:: Material ::

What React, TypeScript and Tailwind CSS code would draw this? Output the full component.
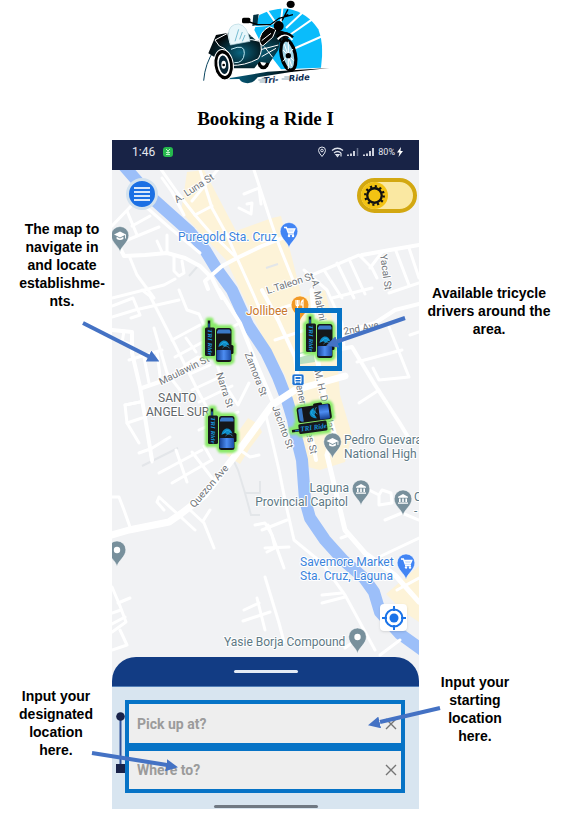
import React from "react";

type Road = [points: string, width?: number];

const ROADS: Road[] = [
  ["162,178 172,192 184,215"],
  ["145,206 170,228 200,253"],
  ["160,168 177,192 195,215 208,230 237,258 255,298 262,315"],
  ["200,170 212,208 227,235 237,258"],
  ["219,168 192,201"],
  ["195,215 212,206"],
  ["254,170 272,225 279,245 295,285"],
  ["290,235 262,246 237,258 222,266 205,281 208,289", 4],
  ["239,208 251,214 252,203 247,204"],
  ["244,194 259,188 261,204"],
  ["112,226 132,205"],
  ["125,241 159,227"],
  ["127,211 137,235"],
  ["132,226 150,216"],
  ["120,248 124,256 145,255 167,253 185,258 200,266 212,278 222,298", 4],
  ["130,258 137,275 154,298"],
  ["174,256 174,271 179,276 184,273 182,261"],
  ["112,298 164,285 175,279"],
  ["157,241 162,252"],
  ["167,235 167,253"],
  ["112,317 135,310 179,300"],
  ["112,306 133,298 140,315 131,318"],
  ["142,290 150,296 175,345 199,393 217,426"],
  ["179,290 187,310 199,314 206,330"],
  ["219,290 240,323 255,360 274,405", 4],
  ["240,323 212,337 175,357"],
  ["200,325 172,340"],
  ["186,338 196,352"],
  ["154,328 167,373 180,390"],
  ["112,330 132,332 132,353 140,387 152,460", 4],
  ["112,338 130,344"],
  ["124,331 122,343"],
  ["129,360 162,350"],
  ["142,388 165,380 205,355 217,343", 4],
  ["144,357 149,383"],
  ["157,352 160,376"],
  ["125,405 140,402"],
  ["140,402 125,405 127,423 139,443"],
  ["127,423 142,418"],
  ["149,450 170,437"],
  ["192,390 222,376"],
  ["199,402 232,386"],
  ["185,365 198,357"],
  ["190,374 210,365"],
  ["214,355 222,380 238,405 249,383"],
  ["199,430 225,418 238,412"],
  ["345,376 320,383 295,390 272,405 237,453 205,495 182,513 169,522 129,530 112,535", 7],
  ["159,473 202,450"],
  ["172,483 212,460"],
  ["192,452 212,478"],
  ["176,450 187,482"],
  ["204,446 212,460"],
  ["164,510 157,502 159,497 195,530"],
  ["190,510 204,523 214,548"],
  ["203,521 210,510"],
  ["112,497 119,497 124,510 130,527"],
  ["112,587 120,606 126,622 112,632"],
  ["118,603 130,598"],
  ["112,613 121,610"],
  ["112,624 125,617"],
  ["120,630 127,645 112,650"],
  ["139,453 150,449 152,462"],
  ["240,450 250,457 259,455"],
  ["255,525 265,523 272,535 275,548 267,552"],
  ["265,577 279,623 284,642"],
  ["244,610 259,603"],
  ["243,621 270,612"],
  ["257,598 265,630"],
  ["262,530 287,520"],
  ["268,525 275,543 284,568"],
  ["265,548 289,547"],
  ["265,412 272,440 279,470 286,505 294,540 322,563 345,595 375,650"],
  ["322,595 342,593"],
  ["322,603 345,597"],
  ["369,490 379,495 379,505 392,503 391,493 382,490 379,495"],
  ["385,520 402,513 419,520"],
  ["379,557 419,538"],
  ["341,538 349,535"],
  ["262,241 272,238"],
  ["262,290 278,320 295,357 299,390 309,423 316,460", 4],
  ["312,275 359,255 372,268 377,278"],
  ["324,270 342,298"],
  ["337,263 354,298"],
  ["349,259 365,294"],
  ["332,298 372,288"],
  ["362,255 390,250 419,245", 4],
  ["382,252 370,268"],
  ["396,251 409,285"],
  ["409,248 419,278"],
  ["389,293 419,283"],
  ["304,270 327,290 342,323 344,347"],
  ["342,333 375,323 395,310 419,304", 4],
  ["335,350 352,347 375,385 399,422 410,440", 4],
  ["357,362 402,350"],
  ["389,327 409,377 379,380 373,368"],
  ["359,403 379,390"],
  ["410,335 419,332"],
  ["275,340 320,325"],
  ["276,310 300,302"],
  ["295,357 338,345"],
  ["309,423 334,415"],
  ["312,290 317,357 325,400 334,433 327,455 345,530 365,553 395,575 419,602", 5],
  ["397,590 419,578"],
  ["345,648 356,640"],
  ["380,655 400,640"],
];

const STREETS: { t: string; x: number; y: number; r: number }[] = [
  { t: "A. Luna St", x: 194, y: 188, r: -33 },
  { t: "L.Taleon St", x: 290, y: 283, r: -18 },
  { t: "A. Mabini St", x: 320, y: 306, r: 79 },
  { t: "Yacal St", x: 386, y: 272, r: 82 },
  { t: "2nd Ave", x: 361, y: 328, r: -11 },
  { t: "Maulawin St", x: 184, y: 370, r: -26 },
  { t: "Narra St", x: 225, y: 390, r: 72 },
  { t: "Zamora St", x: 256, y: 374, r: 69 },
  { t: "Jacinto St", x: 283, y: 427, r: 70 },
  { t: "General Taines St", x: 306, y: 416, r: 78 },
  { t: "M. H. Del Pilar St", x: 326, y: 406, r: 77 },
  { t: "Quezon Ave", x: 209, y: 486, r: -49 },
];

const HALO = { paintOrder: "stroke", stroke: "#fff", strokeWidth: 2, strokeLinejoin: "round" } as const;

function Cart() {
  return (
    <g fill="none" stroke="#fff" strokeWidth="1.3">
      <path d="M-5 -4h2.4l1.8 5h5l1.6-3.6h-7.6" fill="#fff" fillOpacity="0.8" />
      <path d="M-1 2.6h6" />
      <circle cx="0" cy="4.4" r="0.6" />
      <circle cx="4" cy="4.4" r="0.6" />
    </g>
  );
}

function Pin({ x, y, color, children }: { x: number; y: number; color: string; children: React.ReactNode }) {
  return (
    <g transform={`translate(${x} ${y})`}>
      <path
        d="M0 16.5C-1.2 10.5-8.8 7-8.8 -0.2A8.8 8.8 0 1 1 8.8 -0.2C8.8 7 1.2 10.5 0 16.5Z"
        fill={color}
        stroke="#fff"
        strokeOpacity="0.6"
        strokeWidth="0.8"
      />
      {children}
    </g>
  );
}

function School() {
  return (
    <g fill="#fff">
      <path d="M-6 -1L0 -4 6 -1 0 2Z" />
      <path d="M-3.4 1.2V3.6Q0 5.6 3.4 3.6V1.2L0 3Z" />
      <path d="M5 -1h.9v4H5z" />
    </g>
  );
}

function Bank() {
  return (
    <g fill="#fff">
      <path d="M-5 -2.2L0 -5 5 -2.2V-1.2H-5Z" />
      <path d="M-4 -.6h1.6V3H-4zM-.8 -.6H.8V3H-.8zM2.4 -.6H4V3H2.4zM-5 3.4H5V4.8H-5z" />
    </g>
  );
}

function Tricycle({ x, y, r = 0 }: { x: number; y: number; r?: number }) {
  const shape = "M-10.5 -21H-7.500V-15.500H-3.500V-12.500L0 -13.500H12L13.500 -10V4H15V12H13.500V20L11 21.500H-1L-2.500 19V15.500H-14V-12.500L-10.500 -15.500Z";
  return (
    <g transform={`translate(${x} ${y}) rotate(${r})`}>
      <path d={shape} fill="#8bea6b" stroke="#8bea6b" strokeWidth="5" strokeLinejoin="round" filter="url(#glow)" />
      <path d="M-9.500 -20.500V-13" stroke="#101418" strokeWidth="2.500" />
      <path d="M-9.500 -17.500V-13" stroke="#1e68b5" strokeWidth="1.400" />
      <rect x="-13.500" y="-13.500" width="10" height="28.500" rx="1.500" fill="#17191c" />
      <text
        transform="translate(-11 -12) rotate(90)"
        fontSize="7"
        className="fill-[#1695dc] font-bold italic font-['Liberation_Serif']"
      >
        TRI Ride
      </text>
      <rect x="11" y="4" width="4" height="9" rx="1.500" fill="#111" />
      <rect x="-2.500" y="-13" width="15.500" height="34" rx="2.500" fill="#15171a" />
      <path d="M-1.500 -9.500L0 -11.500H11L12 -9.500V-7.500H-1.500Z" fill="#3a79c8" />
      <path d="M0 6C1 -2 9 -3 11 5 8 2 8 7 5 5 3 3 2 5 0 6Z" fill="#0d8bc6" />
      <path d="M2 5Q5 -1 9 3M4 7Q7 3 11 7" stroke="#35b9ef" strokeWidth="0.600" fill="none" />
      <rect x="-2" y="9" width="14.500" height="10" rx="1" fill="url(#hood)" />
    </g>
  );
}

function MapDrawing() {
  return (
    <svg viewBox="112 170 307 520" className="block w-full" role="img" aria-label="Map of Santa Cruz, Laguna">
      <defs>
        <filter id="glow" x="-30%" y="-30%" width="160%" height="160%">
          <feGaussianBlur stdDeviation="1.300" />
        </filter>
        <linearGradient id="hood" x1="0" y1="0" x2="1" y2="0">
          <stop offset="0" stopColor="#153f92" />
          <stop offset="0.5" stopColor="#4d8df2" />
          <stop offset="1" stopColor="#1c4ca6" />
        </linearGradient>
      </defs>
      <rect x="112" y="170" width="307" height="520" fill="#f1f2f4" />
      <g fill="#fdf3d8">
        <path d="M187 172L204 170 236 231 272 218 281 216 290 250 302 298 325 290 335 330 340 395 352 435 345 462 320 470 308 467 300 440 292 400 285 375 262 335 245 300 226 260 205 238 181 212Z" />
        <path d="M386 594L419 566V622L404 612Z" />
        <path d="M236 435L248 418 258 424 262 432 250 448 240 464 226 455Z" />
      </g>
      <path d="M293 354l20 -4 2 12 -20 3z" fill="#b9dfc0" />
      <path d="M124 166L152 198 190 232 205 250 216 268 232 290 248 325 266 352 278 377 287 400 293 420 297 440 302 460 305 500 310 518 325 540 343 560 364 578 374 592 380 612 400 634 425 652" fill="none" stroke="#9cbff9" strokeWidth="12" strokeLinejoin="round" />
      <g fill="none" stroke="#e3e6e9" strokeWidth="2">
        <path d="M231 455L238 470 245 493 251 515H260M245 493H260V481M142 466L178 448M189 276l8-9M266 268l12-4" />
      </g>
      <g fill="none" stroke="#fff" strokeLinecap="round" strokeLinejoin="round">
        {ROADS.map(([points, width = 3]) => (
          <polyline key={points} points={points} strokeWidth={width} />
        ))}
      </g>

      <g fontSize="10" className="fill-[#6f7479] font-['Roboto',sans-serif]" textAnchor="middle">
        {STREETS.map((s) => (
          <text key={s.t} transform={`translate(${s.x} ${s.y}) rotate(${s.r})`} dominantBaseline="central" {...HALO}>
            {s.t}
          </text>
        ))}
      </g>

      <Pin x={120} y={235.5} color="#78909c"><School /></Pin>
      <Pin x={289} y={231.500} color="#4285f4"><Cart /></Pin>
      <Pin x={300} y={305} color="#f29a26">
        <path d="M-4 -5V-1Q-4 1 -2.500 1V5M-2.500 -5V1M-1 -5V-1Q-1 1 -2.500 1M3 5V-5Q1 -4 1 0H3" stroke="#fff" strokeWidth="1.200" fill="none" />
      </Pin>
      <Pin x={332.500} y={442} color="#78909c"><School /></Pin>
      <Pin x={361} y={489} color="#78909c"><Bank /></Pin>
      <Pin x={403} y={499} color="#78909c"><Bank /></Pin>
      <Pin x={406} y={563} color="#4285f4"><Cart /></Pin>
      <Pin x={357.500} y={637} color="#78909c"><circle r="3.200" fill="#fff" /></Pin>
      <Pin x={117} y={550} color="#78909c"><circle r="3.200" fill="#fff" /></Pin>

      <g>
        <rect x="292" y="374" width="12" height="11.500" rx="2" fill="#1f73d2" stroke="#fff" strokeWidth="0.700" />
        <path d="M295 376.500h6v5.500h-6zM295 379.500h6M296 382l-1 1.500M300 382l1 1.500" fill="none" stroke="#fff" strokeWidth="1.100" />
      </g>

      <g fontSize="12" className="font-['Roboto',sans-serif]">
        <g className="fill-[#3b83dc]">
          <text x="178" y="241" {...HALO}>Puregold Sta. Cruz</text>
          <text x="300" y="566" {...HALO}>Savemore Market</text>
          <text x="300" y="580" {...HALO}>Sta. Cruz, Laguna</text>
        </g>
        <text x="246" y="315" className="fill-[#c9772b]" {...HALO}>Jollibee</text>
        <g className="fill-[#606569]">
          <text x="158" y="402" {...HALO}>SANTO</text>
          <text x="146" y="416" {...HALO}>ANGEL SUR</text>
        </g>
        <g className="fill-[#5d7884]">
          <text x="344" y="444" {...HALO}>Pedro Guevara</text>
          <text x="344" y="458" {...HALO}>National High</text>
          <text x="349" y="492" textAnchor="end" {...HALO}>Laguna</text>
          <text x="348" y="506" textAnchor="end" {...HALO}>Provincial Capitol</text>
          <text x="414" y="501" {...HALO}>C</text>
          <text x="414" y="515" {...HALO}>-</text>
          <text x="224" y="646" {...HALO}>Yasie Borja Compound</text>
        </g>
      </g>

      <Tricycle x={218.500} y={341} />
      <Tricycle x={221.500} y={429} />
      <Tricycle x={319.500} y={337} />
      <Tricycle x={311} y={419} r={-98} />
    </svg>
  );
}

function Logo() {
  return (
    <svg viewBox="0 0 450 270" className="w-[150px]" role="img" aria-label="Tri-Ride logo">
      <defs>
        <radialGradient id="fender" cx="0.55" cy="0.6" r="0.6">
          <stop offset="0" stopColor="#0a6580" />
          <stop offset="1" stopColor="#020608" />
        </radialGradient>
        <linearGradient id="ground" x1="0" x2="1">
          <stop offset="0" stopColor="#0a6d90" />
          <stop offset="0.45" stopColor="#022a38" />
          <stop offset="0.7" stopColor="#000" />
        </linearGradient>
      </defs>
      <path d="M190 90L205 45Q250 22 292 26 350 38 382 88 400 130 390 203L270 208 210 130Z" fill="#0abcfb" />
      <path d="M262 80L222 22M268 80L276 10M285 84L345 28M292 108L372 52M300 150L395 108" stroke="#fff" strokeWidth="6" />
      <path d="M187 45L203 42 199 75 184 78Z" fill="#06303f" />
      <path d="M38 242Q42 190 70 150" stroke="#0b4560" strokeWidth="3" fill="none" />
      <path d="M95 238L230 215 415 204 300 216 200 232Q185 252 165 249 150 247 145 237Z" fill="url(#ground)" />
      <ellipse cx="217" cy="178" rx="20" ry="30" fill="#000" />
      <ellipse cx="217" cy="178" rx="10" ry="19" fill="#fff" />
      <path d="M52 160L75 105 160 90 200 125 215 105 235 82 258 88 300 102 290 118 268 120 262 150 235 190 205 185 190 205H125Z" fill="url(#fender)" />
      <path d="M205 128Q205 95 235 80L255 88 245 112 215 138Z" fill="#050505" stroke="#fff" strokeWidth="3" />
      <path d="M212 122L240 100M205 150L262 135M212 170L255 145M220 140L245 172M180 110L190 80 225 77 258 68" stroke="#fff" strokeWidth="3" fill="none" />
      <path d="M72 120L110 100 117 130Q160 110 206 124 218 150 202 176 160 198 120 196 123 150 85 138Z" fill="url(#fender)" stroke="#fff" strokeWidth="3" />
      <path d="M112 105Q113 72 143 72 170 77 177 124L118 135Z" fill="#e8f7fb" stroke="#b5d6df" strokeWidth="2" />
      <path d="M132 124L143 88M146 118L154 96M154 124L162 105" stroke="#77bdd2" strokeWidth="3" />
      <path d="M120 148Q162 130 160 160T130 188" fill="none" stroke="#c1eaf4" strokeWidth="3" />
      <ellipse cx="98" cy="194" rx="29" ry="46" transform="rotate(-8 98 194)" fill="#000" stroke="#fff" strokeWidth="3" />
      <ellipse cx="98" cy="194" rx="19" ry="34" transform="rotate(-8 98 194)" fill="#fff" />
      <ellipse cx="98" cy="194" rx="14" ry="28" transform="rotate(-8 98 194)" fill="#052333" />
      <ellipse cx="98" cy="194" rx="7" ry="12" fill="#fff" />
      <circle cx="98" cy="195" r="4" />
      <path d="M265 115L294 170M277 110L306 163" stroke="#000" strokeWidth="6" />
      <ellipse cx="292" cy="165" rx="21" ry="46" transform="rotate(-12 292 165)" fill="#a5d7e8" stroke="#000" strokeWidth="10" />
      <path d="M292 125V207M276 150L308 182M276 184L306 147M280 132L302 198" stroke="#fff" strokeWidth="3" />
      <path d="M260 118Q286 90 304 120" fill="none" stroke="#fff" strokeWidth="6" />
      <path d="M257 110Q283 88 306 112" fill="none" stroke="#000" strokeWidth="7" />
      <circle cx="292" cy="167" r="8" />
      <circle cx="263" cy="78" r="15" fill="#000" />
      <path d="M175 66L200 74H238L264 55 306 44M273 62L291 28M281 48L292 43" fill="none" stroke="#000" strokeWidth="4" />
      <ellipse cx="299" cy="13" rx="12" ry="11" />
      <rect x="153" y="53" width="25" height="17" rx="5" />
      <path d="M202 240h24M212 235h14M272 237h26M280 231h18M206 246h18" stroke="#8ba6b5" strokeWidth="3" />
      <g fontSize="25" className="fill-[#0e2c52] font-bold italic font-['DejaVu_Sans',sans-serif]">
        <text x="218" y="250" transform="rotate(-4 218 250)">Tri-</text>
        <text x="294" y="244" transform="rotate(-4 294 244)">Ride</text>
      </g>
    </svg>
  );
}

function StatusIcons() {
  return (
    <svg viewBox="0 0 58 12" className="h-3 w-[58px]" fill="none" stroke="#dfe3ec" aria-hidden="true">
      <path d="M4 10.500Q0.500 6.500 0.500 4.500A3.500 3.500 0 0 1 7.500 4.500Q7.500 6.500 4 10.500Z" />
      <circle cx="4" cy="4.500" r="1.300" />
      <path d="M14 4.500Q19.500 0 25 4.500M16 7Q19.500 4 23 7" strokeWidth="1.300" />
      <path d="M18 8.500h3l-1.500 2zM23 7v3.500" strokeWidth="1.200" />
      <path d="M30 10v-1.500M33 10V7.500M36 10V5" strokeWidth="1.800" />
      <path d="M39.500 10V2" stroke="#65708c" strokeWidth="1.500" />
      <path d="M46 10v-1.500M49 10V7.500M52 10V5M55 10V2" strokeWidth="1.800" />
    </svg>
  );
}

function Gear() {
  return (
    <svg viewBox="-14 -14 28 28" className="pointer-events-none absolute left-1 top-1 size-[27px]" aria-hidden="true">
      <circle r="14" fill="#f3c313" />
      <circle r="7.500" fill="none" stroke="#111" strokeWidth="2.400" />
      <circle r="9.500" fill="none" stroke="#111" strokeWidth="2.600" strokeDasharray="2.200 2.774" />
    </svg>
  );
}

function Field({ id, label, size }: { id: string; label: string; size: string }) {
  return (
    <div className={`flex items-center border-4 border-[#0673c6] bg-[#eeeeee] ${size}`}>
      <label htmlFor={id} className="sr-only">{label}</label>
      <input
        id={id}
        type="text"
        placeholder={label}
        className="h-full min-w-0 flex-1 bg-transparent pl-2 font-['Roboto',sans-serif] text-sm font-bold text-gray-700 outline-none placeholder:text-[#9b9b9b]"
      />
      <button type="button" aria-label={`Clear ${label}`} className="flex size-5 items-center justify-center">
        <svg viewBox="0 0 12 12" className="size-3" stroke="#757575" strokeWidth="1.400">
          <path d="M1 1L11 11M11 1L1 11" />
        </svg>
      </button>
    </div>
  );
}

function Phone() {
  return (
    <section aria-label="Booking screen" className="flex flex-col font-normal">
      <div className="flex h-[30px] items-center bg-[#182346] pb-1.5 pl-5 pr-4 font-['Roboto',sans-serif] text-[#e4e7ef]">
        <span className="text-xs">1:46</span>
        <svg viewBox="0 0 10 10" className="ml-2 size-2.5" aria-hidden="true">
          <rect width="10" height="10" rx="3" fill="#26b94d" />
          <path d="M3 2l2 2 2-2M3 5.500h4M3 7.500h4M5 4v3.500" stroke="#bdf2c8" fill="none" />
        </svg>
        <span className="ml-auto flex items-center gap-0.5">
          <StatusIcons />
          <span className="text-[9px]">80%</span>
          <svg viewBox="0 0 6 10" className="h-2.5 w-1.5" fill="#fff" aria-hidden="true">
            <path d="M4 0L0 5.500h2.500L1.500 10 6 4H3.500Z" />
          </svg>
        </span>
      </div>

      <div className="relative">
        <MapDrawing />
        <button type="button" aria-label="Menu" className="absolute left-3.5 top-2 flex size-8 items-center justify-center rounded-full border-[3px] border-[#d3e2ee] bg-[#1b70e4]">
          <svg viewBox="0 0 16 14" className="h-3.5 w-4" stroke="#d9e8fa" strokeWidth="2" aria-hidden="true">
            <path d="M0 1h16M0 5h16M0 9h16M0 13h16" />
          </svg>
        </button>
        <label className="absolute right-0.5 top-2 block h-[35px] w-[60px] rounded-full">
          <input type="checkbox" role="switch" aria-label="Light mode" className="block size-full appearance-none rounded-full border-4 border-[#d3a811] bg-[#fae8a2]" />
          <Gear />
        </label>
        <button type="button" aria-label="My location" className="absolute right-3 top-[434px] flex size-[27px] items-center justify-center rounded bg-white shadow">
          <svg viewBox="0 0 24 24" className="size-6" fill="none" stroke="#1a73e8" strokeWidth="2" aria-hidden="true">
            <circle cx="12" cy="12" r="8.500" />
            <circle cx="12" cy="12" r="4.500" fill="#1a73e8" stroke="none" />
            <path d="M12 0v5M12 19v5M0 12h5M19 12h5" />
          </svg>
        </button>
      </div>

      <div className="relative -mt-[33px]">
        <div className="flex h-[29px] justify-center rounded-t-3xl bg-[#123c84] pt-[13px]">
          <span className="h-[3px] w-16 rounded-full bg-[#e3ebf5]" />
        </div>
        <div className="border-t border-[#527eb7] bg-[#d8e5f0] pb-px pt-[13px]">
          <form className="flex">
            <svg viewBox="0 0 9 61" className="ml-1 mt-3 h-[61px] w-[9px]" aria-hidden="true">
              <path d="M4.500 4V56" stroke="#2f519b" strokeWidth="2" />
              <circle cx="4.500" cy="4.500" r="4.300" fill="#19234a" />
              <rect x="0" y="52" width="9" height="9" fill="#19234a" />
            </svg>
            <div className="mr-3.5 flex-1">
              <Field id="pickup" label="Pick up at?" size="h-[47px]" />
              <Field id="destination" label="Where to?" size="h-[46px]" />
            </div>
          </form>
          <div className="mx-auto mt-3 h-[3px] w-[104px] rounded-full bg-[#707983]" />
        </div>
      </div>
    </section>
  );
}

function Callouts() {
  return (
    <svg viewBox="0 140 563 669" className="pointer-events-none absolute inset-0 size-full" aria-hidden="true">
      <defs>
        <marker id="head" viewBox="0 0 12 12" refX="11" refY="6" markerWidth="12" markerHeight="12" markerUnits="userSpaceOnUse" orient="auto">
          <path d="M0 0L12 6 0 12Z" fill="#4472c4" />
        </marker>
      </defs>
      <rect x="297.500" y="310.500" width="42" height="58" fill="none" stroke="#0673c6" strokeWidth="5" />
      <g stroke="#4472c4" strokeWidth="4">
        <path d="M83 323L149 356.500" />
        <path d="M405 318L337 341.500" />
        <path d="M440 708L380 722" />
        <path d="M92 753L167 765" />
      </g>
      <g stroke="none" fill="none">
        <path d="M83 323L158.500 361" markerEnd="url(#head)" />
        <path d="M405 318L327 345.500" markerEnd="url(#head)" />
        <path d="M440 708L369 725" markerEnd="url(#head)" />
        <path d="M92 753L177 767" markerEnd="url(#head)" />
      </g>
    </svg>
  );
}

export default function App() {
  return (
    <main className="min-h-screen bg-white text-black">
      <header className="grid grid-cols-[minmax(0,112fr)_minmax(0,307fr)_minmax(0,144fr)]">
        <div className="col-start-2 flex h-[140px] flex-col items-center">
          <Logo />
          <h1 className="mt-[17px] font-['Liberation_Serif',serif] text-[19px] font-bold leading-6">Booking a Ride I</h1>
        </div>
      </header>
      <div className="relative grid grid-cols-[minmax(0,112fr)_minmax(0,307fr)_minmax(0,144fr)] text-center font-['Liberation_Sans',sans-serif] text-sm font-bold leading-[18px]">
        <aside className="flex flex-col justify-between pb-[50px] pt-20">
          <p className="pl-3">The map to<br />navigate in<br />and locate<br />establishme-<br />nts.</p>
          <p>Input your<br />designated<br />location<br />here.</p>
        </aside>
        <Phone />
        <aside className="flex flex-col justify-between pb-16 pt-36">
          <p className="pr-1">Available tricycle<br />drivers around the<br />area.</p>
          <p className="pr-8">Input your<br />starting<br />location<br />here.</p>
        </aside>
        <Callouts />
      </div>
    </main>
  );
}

:::

Given request
Give again, word for word, every line from the top of the data through the line with "type Road = [points: string, width?: number];", both ends included, and exclude the pictures.

Solution
What React, TypeScript and Tailwind CSS code would draw this? Output the full component.
import React from "react";

type Road = [points: string, width?: number];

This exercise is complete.